● Dataset excerpt:
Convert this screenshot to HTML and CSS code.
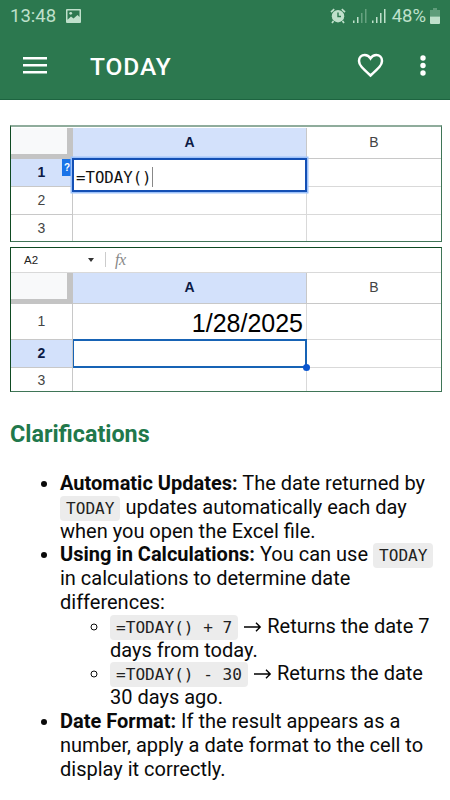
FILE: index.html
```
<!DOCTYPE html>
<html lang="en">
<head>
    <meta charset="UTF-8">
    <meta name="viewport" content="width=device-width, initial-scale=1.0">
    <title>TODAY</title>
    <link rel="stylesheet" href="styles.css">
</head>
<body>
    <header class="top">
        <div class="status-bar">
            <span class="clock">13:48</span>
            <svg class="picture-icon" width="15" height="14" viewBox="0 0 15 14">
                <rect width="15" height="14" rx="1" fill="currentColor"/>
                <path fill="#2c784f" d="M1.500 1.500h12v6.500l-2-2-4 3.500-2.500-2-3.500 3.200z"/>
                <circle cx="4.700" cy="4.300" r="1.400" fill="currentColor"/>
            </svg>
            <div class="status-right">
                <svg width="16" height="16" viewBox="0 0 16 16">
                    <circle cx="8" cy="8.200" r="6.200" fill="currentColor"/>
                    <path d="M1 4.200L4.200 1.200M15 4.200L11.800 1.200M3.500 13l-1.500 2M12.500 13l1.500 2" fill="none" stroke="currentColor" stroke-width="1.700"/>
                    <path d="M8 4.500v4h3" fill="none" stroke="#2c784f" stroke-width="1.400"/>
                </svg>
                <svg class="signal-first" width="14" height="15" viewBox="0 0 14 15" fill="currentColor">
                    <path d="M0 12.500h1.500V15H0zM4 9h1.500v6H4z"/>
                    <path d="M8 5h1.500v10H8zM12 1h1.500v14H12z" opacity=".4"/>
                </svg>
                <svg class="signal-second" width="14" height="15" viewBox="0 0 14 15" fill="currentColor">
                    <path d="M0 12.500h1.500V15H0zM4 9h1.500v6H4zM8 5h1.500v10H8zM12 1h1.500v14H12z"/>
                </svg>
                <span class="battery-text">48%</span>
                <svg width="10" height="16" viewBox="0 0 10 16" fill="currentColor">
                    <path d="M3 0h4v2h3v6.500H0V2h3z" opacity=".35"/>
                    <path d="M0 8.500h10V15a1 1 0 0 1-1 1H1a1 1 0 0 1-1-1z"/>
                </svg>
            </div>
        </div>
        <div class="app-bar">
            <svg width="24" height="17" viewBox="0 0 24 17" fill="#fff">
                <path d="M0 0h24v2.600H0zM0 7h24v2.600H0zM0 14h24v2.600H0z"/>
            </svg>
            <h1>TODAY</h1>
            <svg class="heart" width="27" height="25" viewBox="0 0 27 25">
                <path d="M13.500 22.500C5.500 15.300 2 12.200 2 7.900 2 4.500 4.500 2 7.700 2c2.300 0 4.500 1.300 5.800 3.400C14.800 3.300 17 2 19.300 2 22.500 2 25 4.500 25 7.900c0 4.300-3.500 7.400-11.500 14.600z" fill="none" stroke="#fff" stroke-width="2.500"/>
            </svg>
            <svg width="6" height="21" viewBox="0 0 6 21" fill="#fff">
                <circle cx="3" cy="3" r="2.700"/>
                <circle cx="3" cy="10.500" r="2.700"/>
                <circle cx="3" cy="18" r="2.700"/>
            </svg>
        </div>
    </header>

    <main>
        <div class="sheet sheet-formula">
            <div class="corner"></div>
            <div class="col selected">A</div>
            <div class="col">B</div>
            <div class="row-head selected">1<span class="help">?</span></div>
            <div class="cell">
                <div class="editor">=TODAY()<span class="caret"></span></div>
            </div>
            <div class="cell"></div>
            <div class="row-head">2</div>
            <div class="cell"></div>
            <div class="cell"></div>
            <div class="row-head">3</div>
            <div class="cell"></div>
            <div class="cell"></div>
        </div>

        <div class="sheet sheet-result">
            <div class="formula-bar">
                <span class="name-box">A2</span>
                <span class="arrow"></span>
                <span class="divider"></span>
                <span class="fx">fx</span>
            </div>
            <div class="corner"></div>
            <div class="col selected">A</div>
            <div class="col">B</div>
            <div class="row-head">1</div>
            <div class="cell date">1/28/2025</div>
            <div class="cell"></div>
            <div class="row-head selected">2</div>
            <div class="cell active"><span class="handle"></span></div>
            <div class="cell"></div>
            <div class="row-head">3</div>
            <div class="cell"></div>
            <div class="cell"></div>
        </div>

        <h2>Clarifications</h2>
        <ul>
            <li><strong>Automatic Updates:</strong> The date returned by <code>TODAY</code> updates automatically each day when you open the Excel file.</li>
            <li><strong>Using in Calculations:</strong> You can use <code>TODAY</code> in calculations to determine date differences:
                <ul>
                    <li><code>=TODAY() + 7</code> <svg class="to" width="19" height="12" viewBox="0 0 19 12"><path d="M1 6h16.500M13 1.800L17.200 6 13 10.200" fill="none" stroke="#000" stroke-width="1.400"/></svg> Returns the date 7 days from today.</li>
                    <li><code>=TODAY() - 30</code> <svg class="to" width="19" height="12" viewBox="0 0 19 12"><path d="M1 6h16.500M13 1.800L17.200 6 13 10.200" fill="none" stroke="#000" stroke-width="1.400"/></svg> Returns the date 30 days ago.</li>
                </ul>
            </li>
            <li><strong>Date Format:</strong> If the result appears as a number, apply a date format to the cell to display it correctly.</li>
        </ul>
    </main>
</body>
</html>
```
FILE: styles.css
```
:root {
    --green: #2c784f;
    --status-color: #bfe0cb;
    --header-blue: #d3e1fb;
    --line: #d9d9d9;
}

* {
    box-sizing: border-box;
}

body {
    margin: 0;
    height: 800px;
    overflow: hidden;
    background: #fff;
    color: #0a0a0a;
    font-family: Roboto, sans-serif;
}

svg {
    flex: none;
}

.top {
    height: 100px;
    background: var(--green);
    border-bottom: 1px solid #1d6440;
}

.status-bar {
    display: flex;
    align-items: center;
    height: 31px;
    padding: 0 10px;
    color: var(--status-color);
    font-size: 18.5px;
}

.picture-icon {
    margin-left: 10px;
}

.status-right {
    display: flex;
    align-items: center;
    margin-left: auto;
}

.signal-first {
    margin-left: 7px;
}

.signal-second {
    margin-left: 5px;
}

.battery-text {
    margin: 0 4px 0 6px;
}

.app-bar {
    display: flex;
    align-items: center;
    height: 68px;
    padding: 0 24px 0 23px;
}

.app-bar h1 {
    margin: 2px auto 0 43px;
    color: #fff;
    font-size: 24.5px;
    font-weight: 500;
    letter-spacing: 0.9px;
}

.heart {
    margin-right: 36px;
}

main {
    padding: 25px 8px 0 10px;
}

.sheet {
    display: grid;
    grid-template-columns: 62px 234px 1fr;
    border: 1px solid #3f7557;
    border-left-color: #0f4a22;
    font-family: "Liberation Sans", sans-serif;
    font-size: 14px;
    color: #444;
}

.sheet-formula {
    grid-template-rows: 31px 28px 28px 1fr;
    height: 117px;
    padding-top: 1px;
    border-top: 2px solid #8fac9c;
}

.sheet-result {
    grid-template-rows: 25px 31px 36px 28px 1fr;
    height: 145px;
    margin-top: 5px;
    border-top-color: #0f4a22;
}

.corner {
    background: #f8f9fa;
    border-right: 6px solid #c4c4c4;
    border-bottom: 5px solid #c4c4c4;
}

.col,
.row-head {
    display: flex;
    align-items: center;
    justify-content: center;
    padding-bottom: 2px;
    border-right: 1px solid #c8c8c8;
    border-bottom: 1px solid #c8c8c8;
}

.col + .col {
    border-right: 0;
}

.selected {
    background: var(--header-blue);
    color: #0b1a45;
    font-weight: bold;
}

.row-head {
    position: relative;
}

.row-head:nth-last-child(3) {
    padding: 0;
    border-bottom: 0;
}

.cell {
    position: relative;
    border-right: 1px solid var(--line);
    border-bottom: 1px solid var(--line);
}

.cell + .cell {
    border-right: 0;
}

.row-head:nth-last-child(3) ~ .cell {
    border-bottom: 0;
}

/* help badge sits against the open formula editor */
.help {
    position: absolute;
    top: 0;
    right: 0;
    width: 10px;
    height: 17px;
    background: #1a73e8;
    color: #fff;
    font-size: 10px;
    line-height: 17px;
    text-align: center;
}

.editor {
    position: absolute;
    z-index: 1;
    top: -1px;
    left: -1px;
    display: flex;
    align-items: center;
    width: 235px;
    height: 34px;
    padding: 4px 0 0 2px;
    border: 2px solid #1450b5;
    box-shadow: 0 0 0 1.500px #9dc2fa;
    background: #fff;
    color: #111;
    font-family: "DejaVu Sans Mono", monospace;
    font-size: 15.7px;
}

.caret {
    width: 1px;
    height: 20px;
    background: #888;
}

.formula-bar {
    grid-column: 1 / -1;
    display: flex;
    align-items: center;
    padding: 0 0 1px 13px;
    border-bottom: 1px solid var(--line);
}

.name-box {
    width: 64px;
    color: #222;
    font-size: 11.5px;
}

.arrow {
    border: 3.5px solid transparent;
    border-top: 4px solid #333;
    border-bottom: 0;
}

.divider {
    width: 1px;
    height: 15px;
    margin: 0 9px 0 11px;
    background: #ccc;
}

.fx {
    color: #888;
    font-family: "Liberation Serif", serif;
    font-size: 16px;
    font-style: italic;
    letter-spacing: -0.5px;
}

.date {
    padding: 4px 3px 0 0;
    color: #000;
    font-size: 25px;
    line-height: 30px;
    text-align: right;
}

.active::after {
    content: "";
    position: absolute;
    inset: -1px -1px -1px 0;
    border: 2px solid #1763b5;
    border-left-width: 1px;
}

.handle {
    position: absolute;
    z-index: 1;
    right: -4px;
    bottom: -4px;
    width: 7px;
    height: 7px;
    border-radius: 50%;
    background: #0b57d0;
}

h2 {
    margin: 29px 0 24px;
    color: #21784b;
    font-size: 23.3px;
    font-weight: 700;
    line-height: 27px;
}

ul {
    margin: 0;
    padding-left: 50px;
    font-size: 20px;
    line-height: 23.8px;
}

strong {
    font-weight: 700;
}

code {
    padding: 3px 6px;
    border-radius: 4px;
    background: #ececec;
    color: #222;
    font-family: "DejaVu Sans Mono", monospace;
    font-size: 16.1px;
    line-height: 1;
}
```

● Task instructions: Which lines hold the string "code"? List them all.

● Result below:
Convert this screenshot to HTML and CSS code.
            <li><strong>Automatic Updates:</strong> The date returned by <code>TODAY</code> updates automatically each day when you open the Excel file.</li>
            <li><strong>Using in Calculations:</strong> You can use <code>TODAY</code> in calculations to determine date differences:
                    <li><code>=TODAY() + 7</code> <svg class="to" width="19" height="12" viewBox="0 0 19 12"><path d="M1 6h16.500M13 1.800L17.200 6 13 10.200" fill="none" stroke="#000" stroke-width="1.400"/></svg> Returns the date 7 days from today.</li>
                    <li><code>=TODAY() - 30</code> <svg class="to" width="19" height="12" viewBox="0 0 19 12"><path d="M1 6h16.500M13 1.800L17.200 6 13 10.200" fill="none" stroke="#000" stroke-width="1.400"/></svg> Returns the date 30 days ago.</li>
code {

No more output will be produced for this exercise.